#### Task brief:
Go through the listing and copy every line word for word.

#### Listed records:
[Start]
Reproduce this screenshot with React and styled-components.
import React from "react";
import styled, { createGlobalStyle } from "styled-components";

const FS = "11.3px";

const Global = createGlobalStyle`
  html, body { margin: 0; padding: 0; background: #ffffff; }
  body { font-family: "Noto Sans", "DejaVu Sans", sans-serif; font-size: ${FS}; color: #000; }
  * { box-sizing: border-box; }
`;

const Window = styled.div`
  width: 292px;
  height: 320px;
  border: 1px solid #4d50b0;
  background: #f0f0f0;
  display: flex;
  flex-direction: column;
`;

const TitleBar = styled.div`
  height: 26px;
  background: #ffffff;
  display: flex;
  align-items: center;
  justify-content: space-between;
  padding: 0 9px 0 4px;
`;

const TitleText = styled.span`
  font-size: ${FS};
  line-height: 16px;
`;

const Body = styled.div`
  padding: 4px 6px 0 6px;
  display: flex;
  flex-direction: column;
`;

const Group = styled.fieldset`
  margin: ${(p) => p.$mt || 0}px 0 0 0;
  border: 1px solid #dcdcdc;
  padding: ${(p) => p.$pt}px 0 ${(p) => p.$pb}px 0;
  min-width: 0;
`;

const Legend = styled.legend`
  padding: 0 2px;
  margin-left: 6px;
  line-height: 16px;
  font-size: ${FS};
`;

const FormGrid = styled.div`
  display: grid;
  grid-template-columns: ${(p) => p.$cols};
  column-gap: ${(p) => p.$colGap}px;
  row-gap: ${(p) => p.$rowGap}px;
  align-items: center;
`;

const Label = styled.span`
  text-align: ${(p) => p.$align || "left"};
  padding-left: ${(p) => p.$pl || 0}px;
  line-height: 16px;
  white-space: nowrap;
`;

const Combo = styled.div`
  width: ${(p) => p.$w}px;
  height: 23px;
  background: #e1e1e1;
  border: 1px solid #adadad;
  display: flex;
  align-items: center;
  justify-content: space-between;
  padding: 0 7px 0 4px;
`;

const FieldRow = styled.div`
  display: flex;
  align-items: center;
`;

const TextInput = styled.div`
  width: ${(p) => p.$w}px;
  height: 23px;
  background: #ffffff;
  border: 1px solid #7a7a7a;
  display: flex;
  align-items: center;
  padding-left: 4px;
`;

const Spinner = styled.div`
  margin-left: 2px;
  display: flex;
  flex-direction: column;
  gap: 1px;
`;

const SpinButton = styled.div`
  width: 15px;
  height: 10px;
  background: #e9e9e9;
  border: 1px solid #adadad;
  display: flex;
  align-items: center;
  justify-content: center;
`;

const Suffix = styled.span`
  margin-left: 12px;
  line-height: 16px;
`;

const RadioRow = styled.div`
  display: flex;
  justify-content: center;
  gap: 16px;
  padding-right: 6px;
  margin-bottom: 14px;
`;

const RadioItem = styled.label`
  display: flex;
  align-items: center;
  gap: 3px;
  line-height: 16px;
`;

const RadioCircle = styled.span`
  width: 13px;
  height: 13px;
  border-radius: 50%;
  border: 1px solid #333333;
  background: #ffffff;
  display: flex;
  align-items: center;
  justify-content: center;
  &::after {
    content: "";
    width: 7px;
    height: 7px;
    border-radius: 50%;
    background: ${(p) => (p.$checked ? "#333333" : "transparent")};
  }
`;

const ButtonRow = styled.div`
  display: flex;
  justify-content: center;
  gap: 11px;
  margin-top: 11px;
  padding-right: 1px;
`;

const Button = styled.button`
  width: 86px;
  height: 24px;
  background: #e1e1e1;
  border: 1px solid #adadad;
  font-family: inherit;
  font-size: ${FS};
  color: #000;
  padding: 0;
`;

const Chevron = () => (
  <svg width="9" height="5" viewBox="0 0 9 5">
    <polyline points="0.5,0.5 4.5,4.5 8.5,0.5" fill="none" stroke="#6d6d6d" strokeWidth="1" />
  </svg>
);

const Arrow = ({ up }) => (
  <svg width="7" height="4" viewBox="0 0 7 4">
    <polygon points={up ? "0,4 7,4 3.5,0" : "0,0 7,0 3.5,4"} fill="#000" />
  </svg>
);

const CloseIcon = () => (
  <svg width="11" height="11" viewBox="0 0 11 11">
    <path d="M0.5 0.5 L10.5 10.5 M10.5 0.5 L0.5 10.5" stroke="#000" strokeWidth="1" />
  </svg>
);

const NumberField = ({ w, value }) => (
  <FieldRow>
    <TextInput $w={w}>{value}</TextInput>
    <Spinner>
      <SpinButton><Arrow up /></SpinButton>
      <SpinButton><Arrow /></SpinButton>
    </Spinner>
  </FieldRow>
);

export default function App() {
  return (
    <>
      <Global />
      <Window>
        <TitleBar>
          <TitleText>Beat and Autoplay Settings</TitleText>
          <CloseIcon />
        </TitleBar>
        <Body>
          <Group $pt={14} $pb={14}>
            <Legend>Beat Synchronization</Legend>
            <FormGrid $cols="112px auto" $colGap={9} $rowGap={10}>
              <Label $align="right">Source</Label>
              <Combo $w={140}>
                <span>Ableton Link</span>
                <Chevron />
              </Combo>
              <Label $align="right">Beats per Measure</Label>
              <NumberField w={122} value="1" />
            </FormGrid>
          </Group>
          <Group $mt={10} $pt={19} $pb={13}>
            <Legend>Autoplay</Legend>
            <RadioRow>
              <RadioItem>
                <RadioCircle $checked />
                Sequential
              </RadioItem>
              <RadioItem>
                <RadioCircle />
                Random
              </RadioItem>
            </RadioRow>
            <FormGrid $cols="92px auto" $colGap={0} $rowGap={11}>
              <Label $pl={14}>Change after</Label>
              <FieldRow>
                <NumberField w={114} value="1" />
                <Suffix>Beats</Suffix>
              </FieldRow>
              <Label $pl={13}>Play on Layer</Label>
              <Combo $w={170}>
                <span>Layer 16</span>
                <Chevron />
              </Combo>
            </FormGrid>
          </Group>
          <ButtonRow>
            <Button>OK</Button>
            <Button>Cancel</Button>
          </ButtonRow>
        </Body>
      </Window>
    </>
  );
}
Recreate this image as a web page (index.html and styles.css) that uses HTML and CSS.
[End]
#### Result of this exercise:
Reproduce this screenshot with React and styled-components.
import React from "react";
import styled, { createGlobalStyle } from "styled-components";

const FS = "11.3px";

const Global = createGlobalStyle`
  html, body { margin: 0; padding: 0; background: #ffffff; }
  body { font-family: "Noto Sans", "DejaVu Sans", sans-serif; font-size: ${FS}; color: #000; }
  * { box-sizing: border-box; }
`;

const Window = styled.div`
  width: 292px;
  height: 320px;
  border: 1px solid #4d50b0;
  background: #f0f0f0;
  display: flex;
  flex-direction: column;
`;

const TitleBar = styled.div`
  height: 26px;
  background: #ffffff;
  display: flex;
  align-items: center;
  justify-content: space-between;
  padding: 0 9px 0 4px;
`;

const TitleText = styled.span`
  font-size: ${FS};
  line-height: 16px;
`;

const Body = styled.div`
  padding: 4px 6px 0 6px;
  display: flex;
  flex-direction: column;
`;

const Group = styled.fieldset`
  margin: ${(p) => p.$mt || 0}px 0 0 0;
  border: 1px solid #dcdcdc;
  padding: ${(p) => p.$pt}px 0 ${(p) => p.$pb}px 0;
  min-width: 0;
`;

const Legend = styled.legend`
  padding: 0 2px;
  margin-left: 6px;
  line-height: 16px;
  font-size: ${FS};
`;

const FormGrid = styled.div`
  display: grid;
  grid-template-columns: ${(p) => p.$cols};
  column-gap: ${(p) => p.$colGap}px;
  row-gap: ${(p) => p.$rowGap}px;
  align-items: center;
`;

const Label = styled.span`
  text-align: ${(p) => p.$align || "left"};
  padding-left: ${(p) => p.$pl || 0}px;
  line-height: 16px;
  white-space: nowrap;
`;

const Combo = styled.div`
  width: ${(p) => p.$w}px;
  height: 23px;
  background: #e1e1e1;
  border: 1px solid #adadad;
  display: flex;
  align-items: center;
  justify-content: space-between;
  padding: 0 7px 0 4px;
`;

const FieldRow = styled.div`
  display: flex;
  align-items: center;
`;

const TextInput = styled.div`
  width: ${(p) => p.$w}px;
  height: 23px;
  background: #ffffff;
  border: 1px solid #7a7a7a;
  display: flex;
  align-items: center;
  padding-left: 4px;
`;

const Spinner = styled.div`
  margin-left: 2px;
  display: flex;
  flex-direction: column;
  gap: 1px;
`;

const SpinButton = styled.div`
  width: 15px;
  height: 10px;
  background: #e9e9e9;
  border: 1px solid #adadad;
  display: flex;
  align-items: center;
  justify-content: center;
`;

const Suffix = styled.span`
  margin-left: 12px;
  line-height: 16px;
`;

const RadioRow = styled.div`
  display: flex;
  justify-content: center;
  gap: 16px;
  padding-right: 6px;
  margin-bottom: 14px;
`;

const RadioItem = styled.label`
  display: flex;
  align-items: center;
  gap: 3px;
  line-height: 16px;
`;

const RadioCircle = styled.span`
  width: 13px;
  height: 13px;
  border-radius: 50%;
  border: 1px solid #333333;
  background: #ffffff;
  display: flex;
  align-items: center;
  justify-content: center;
  &::after {
    content: "";
    width: 7px;
    height: 7px;
    border-radius: 50%;
    background: ${(p) => (p.$checked ? "#333333" : "transparent")};
  }
`;

const ButtonRow = styled.div`
  display: flex;
  justify-content: center;
  gap: 11px;
  margin-top: 11px;
  padding-right: 1px;
`;

const Button = styled.button`
  width: 86px;
  height: 24px;
  background: #e1e1e1;
  border: 1px solid #adadad;
  font-family: inherit;
  font-size: ${FS};
  color: #000;
  padding: 0;
`;

const Chevron = () => (
  <svg width="9" height="5" viewBox="0 0 9 5">
    <polyline points="0.5,0.5 4.5,4.5 8.5,0.5" fill="none" stroke="#6d6d6d" strokeWidth="1" />
  </svg>
);

const Arrow = ({ up }) => (
  <svg width="7" height="4" viewBox="0 0 7 4">
    <polygon points={up ? "0,4 7,4 3.5,0" : "0,0 7,0 3.5,4"} fill="#000" />
  </svg>
);

const CloseIcon = () => (
  <svg width="11" height="11" viewBox="0 0 11 11">
    <path d="M0.5 0.5 L10.5 10.5 M10.5 0.5 L0.5 10.5" stroke="#000" strokeWidth="1" />
  </svg>
);

const NumberField = ({ w, value }) => (
  <FieldRow>
    <TextInput $w={w}>{value}</TextInput>
    <Spinner>
      <SpinButton><Arrow up /></SpinButton>
      <SpinButton><Arrow /></SpinButton>
    </Spinner>
  </FieldRow>
);

export default function App() {
  return (
    <>
      <Global />
      <Window>
        <TitleBar>
          <TitleText>Beat and Autoplay Settings</TitleText>
          <CloseIcon />
        </TitleBar>
        <Body>
          <Group $pt={14} $pb={14}>
            <Legend>Beat Synchronization</Legend>
            <FormGrid $cols="112px auto" $colGap={9} $rowGap={10}>
              <Label $align="right">Source</Label>
              <Combo $w={140}>
                <span>Ableton Link</span>
                <Chevron />
              </Combo>
              <Label $align="right">Beats per Measure</Label>
              <NumberField w={122} value="1" />
            </FormGrid>
          </Group>
          <Group $mt={10} $pt={19} $pb={13}>
            <Legend>Autoplay</Legend>
            <RadioRow>
              <RadioItem>
                <RadioCircle $checked />
                Sequential
              </RadioItem>
              <RadioItem>
                <RadioCircle />
                Random
              </RadioItem>
            </RadioRow>
            <FormGrid $cols="92px auto" $colGap={0} $rowGap={11}>
              <Label $pl={14}>Change after</Label>
              <FieldRow>
                <NumberField w={114} value="1" />
                <Suffix>Beats</Suffix>
              </FieldRow>
              <Label $pl={13}>Play on Layer</Label>
              <Combo $w={170}>
                <span>Layer 16</span>
                <Chevron />
              </Combo>
            </FormGrid>
          </Group>
          <ButtonRow>
            <Button>OK</Button>
            <Button>Cancel</Button>
          </ButtonRow>
        </Body>
      </Window>
    </>
  );
}
Recreate this image as a web page (index.html and styles.css) that uses HTML and CSS.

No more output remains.